SQLite Forum

Nearest-match join
Login
Thanks everyone for your solutions and sorry for not following-up sooner.

I spend more time writing C++ than SQL and in my mind I have an "obvious" algorithm for this problem - I would concurrently scan both tables sequentially using by-timestamp indexes. If the first table has N rows and the second table has M rows, then that is O(N+M).

If I do an exact join in SQL, it seems to do:

    QUERY PLAN
    |--SCAN TABLE table1
    `--SEARCH TABLE table2 USING INDEX table2_by_datetime (<expr>=?)

That is O(N log M), which is worse than O(N+M) unless M is much larger than N. In this test, table1 has 8000 rows and table 2 has 62000 rows.

There is also an index table1_by_datetime, but it's not using that. Perhaps the query planner has looked at the sizes of the tables and decided that this is better. Does sqlite have a join implementation that scans two indexes?
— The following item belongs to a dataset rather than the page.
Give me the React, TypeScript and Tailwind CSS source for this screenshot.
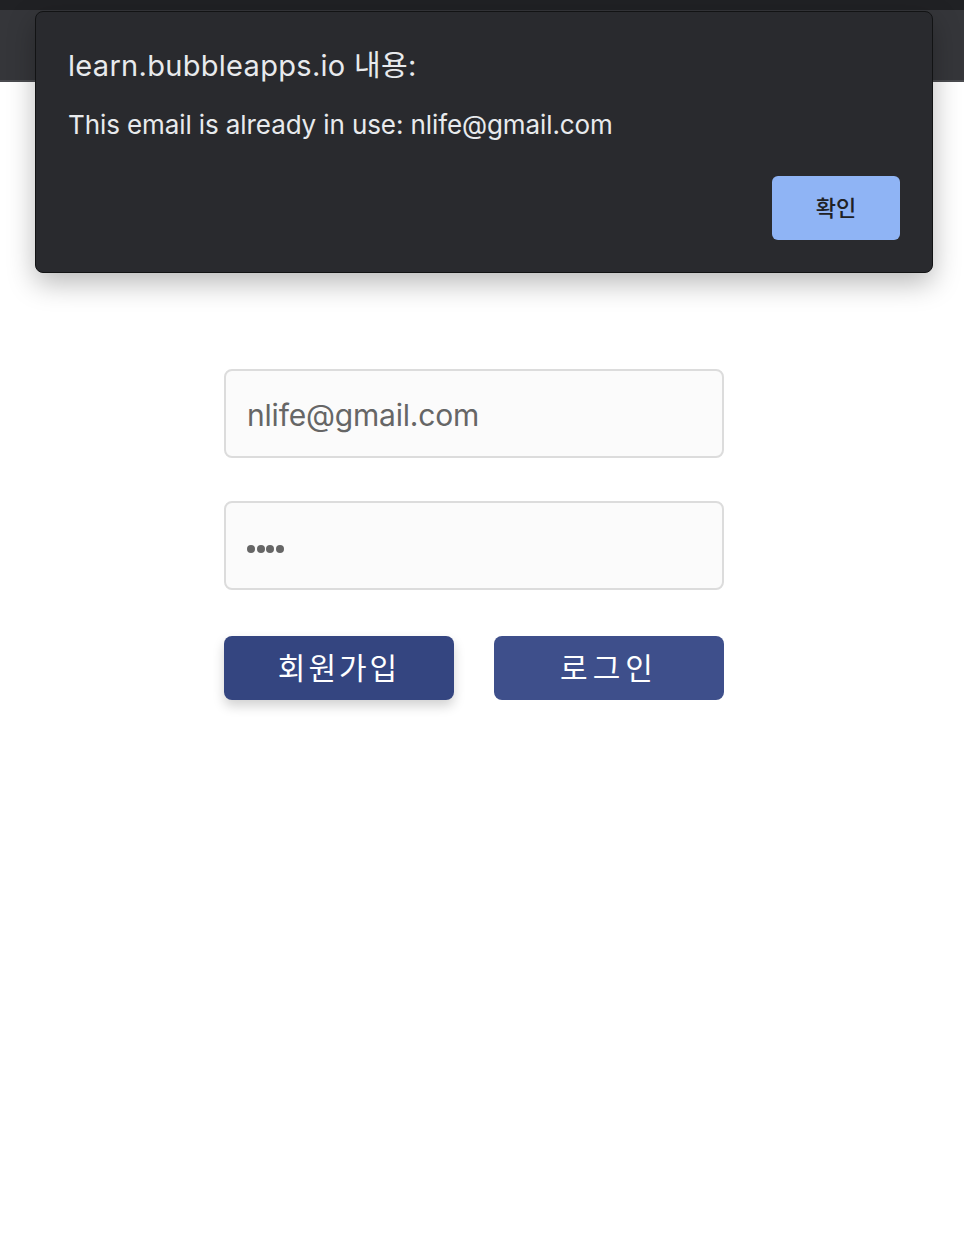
import { useState } from "react";

const font = {
  fontFamily: '"Inter", "Noto Sans CJK KR", sans-serif',
};

function AlertDialog() {
  return (
    <div
      className="absolute left-[35px] top-[11px] h-[262px] w-[898px] rounded-[8px] border border-[#121314] bg-[#292a2e] shadow-[0_10px_28px_rgba(0,0,0,0.28)]"
      style={font}
    >
      <div className="px-[32px] pt-[35px]">
        <h2 className="text-[29px] leading-[38px] tracking-[0.3px] text-[#e8eaed]">
          learn.bubbleapps.io 내용:
        </h2>
        <p className="mt-[23px] text-[26px] leading-[34px] tracking-[-0.1px] text-[#e8eaed]">
          This email is already in use: nlife@gmail.com
        </p>
      </div>
      <div className="mt-[34px] flex justify-end pr-[32px]">
        <button className="flex h-[64px] w-[128px] items-center justify-center rounded-[6px] bg-[#8fb4f5] text-[22px] font-medium text-[#202124]">
          확인
        </button>
      </div>
    </div>
  );
}

function App() {
  const [email] = useState("nlife@gmail.com");

  return (
    <div className="relative min-h-[1234px] bg-white" style={font}>
      {/* browser chrome */}
      <div className="h-[10px] bg-[#202124]" />
      <div className="h-[72px] border-b-2 border-[#4a4b4f] bg-[#35363a]" />

      <main className="pl-[224px] pt-[287px]">
        <div className="flex w-[500px] flex-col">
          <div className="flex h-[89px] items-center rounded-[8px] border-2 border-[#dcdcdc] bg-[#fbfbfb] px-[21px]">
            <span className="mt-[4px] text-[30px] tracking-[-0.2px] text-[#666666]">{email}</span>
          </div>

          <div className="mt-[43px] flex h-[89px] items-center rounded-[8px] border-2 border-[#dcdcdc] bg-[#fbfbfb] px-[21px]">
            <div className="mt-[6px] flex gap-[1.5px]">
              <span className="h-[8px] w-[8px] rounded-full bg-[#666666]" />
              <span className="h-[8px] w-[8px] rounded-full bg-[#666666]" />
              <span className="h-[8px] w-[8px] rounded-full bg-[#666666]" />
              <span className="h-[8px] w-[8px] rounded-full bg-[#666666]" />
            </div>
          </div>

          <div className="mt-[46px] flex justify-between">
            <button className="flex h-[64px] w-[230px] items-center justify-center rounded-[8px] bg-[#344580] text-[30px] tracking-[3px] text-white shadow-[0_6px_12px_rgba(0,0,0,0.18)]">
              회원가입
            </button>
            <button className="flex h-[64px] w-[230px] items-center justify-center rounded-[8px] bg-[#3e4f8b] text-[30px] tracking-[5px] text-white">
              로그인
            </button>
          </div>
        </div>
      </main>

      <AlertDialog />
    </div>
  );
}

export default App;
It may also be significant that my indexes and join use the datetime() function:

    create index table1_by_datetime on table1( datetime(timestamp) );
    create index table2_by_datetime on table2( datetime(timestamp) );
    select * from table1 join table2 on( datetime(table1.timestamp) == datetime(table2.timestamp) );

Anyway... if that query plan for the exact join is the best, then I can believe that some of the solutions you've posted above may be have the same cost. I will investigate.

I envisage eventually having hundreds of thousands of rows in the first table and tens of millions of rows in the second table.